We had been robbed, we were the likeliest suspects and we had no idea the robbery had even happened until the next morning. We felt violated.

The money, the iPod and the keys can be replaced, but the feeling of safety in my house, in my own room, has forever been shattered.

My biggest fear is my inability to do something if we get robbed again. The inability to protect myself is a fear I had never felt before. Knowing someone could be in my house without my knowledge, rummaging about as I sleep scares the shit out of me.

Each night when I try to fall asleep, my ears are sensitive to every creak in the house, every person walking by the window, every gust of wind blowing against the house. As I lay in bed, I cannot help but think I’m leaving myself vulnerable. I’m relying on the age-old notion that people can be kind and will treat others with respect — a notion that has left me robbed of my naiveté.
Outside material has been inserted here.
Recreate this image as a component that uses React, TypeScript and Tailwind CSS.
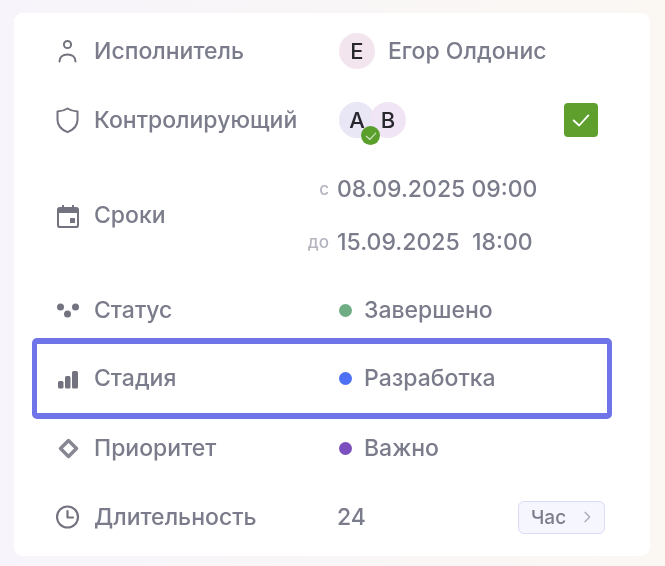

Weeks after the break-in, a bit of uneasiness can still be felt in the house. Everyone yells, “Who’s there?” when someone steps inside. A sign hangs on our front door reminding everyone in the house to keep the doors locked, no matter the time. My own roommate even tried to fight me, thinking I was a burglar, as I walked down the stairs to get a glass of water. Booby trapping the backyard and stringing trip wire around the house have become major topics of discussion.

I now often think about the young girl who got robbed on that late summer night. I wonder how she was able to move past the time she had her head under a car. I wonder how she walks through Clifton without being terrified when someone walks too close.

In her case, and with me and my roommates, the criminals won. There’s nothing we can do about it, except try to be safer.